Как ни странно, слова горькой правды принесли мне куда большее утешение, чем могли бы принести какие-нибудь лицемерные мифы, доведись их выслушивать.
Неудивительно, что в нашей жизни со смертью отца мало что изменилось. Он просто исчез с ее периферии, а мы продолжали существовать как неполная семья, в которую превратились еще задолго до его смерти.
Что для меня действительно переменилось, так это темп жизни. Как раз в этот момент я был отобран представлять нашу школу на конкурсе молодых пианистов штата и занял там второе место.
Год назад я бы прыгал от радости, что меня вообще послали. Теперь же был разочарован тем, что получил вторую премию, а не первую.
В автобусе по дороге домой мой учитель мистер Адам утешал меня, говоря, что обладательница первого места Мариза Гринфилд «переиграла» меня не исполнением, а умением эффектно держаться на сцене.
– Она держалась с видом триумфатора, выглядела уверенно и одухотворенно и целиком отдавалась музыке.
– Но ведь то же самое можно сказать и обо мне!
– Знаю, знаю. Но она сумела создать себе в глазах жюри образ загадочной личности, в то время как ты оставался все тем же честным перед собой, открытым парнем. Но играл ты безупречно! Если бы конкурсанты выступали за ширмой, первая премия была бы твоя, это точно.
Вообще-то эта Мариза потом подошла ко мне на банкете по случаю окончания конкурса и предложила выступить вместе на концерте фортепианных дуэтов. Я был польщен, и, наверное, мне надо было согласиться. Но у меня в планах было поступление в школу медицины, предстояло одолеть несколько курсов по естественнонаучным дисциплинам, не говоря уже о вступительных экзаменах как таковых.
И все же мы обменялись телефонами и пообещали друг другу не теряться. Один раз она мне даже звонила, но я в тот день выступал на вечере в школе (шлифовал свой сценический образ). Я так и не собрался ей перезвонить.
После двух часов прослушивания музыкальный факультет Мичиганского университета предложил мне полную стипендию. Я был на седьмом небе от счастья и домой, кажется, летел на крыльях. Но по-настоящему радость дошла до меня только тогда, когда я поделился ею с мамой и братом.

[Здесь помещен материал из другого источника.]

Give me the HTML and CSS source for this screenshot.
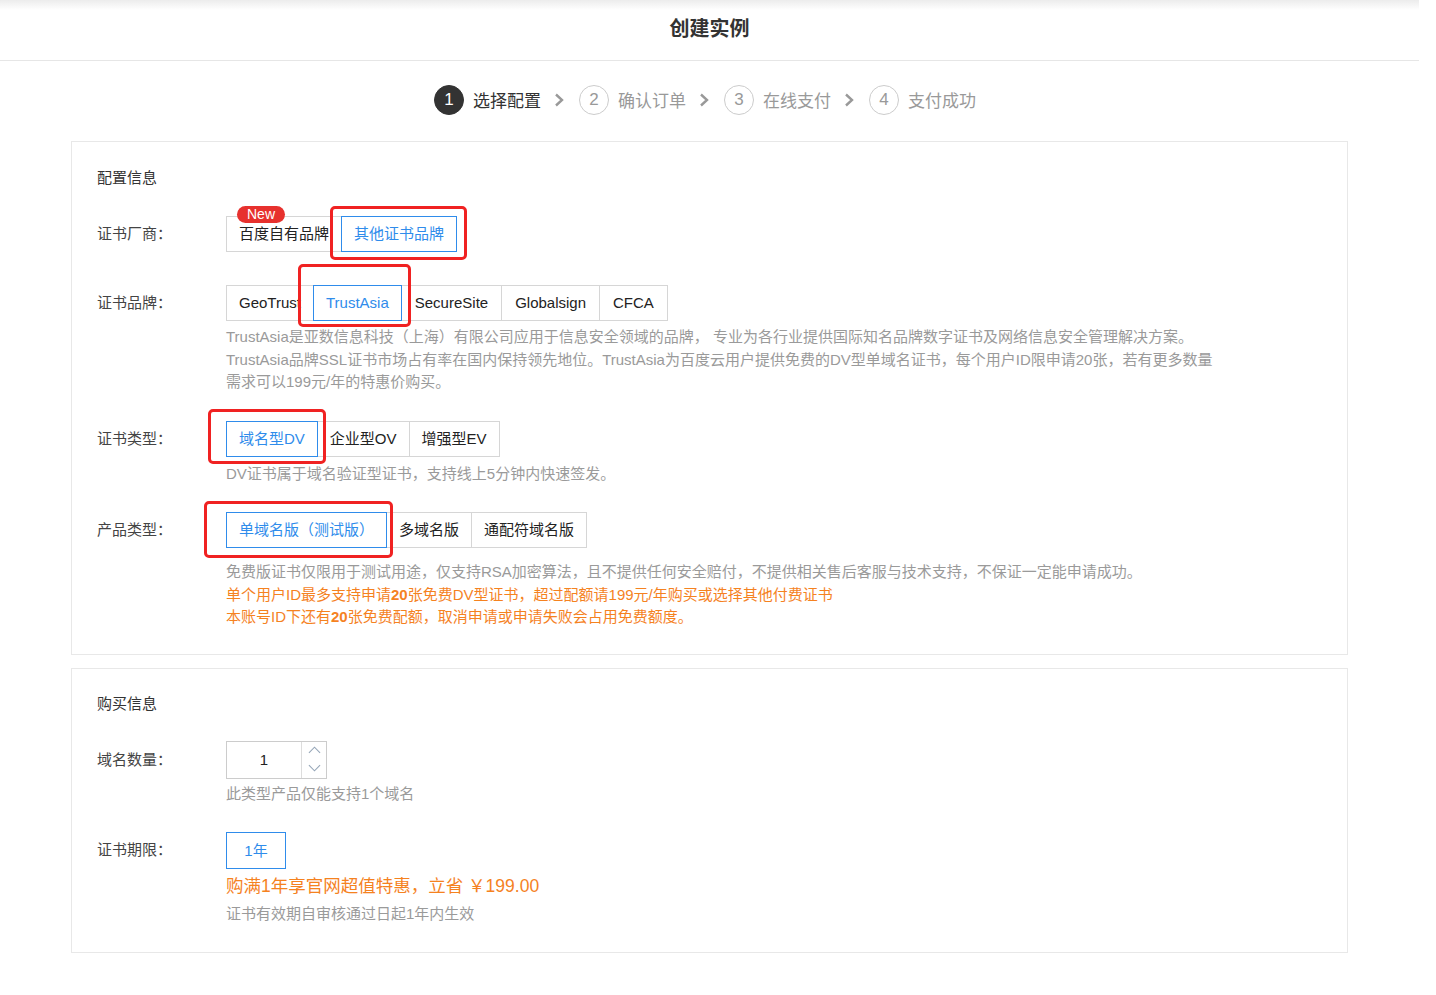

На семейном торжестве я сказал маме, чтобы она взяла все деньги, которые с таким трудом откладывала мне на образование, и купила себе новую машину. Старая уже давно требовала замены. Но мама возразила, что я не должен страдать из-за моего же успеха, и настояла, чтобы я купил себе что-то такое, что действительно доставит мне удовольствие. Выбор был очевиден – подержанное пианино. В одну из моих разведывательных поездок в Анн Арбор, где мне предстояло учиться, я набрел на необычайно симпатичную даму, которая не только была готова сдать комнату, но и разбиралась в классической музыке. Она согласилась пустить меня вдвоем с инструментом. («Мэтью, я делаю вам большое одолжение, так что, пожалуйста, никаких рок-н-роллов!»)
Естественно, чем ближе был момент расставания с домом, тем больше меня одолевали смешанные чувства. В глубине души мне было неловко, что я бросаю маму с Чазом. Одновременно я и сам боялся остаться без них.
Следующие четыре года прошли для меня крайне насыщенно.
Надо сказать, что науки, которые требуется осилить, прежде чем поступить на медицинский, несомненно, призваны разрушать душу. Однако моя душа была крепко защищена музыкой. Мои интересы теперь простирались далеко за пределы фортепиано, я стал изучать оркестр с его поистине неограниченными возможностями. Кроме того, я влюбился в оперу и в качестве иностранного языка взял итальянский. Теперь я мог не просто слушать «Свадьбу Фигаро» и видеть, как искусство либреттиста и композитора взаимно дополняют друг друга. Моцарт и сам по себе был велик. Но Моцарт в паре с да Понте рождал божественное пиршество чувств.